The alumni are awaiting approval from National Association of Rocketry to launch their replica at the TARC Nationals, May 18. On May 17, they will accompany the 70 competing teams, composed of middle school and high school students, to a Washington, D.C., event called Rockets on the Hill, where they will get to meet senators and representatives.
At this year’s nationals, students must design, build and fly a rocket carrying three raw eggs in a capsule to an altitude of 856 feet, then return it to ground with the eggs intact, all within a range of 43-46 seconds. A broken egg means automatic disqualification. Raytheon will send the best-performing team to the Paris Air Show in June to represent the U.S. at the International Rocketry Challenge, where it will compete against teams from France, Japan and the United Kingdom.

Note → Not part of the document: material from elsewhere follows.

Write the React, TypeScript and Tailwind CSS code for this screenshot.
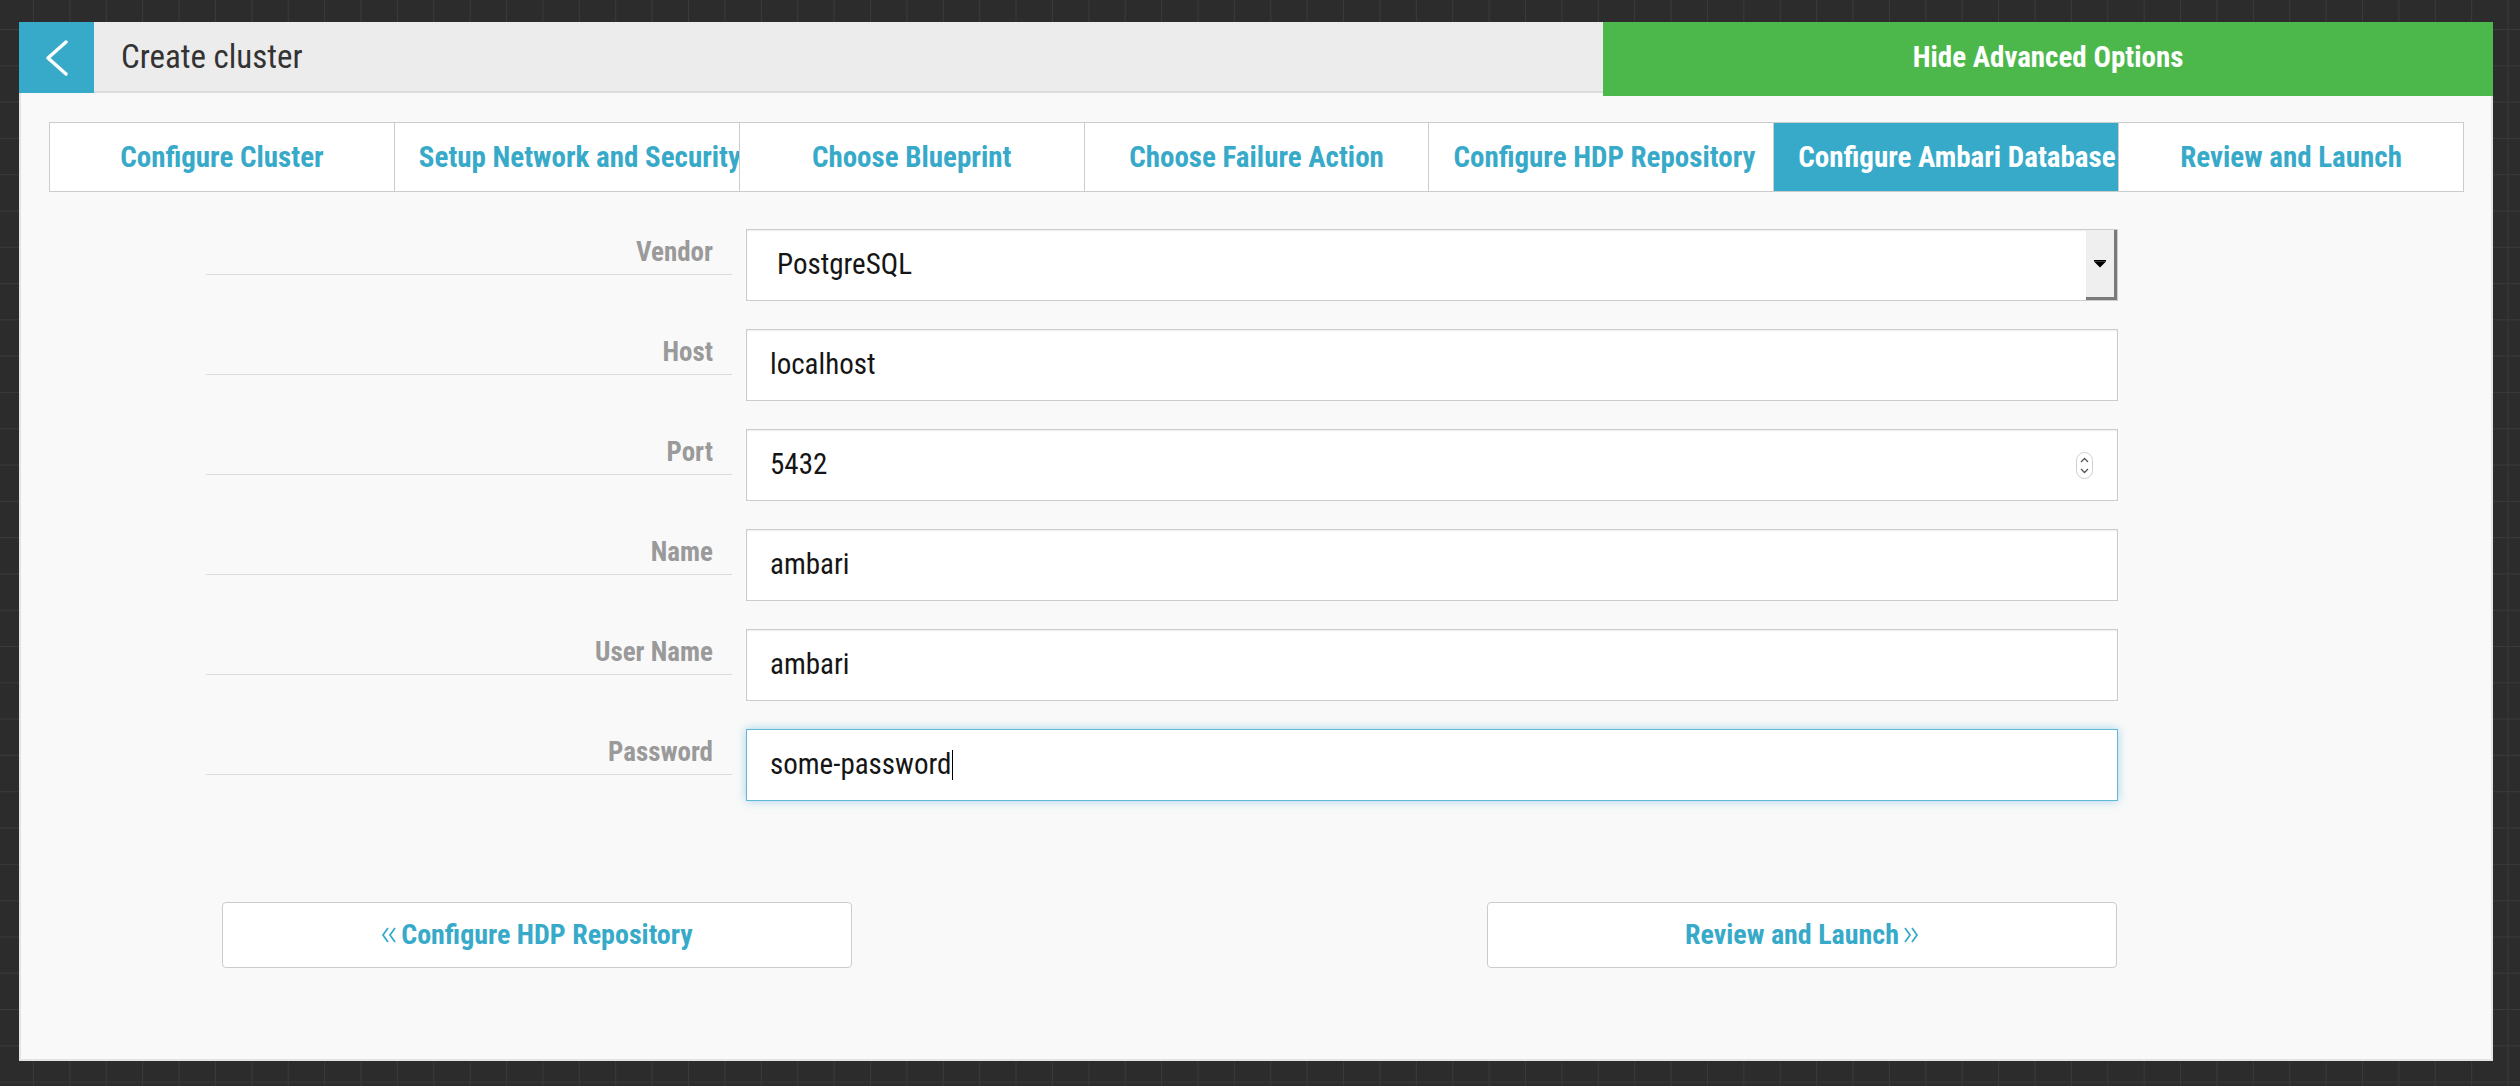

The alumni hope their Saturn V launch will help inspire more students to get into rocketry. Joining a rocketry team in middle school and high school can help develop skills and an interest in a science, technology, engineering and math.
“I'm really excited about this project,” Basler said. “It’s never been done before, never been seen before, it’s a first. It will become cool. I think it will motivate a lot of kids to get into rocketry.”
Heath has mentored one or more high school teams for the past four years, sending at least one team to nationals each year.
“One of my teams got a sneak peek at the Saturn V, and it turned their world upside down,” Heath said. “It really made sense to them, and it clicked.”
Note: Raytheon congratulates Madison West from Wisconsin, winners of the Team America Rocketry Challenge National Finals Fly Off! Nearly 5,000 students from across the country compete in the challenge every year. The Madison West rocket soared to victory, safely carrying three eggs into flight and delivering them safely to the Earth – honoring the 50th anniversary of the Apollo moon landing, theme of this year’s contest. Next: The winning team will travel to the Paris Air Show to represent the U.S. in the International Rocketry Challenge, June 20-21, 2019.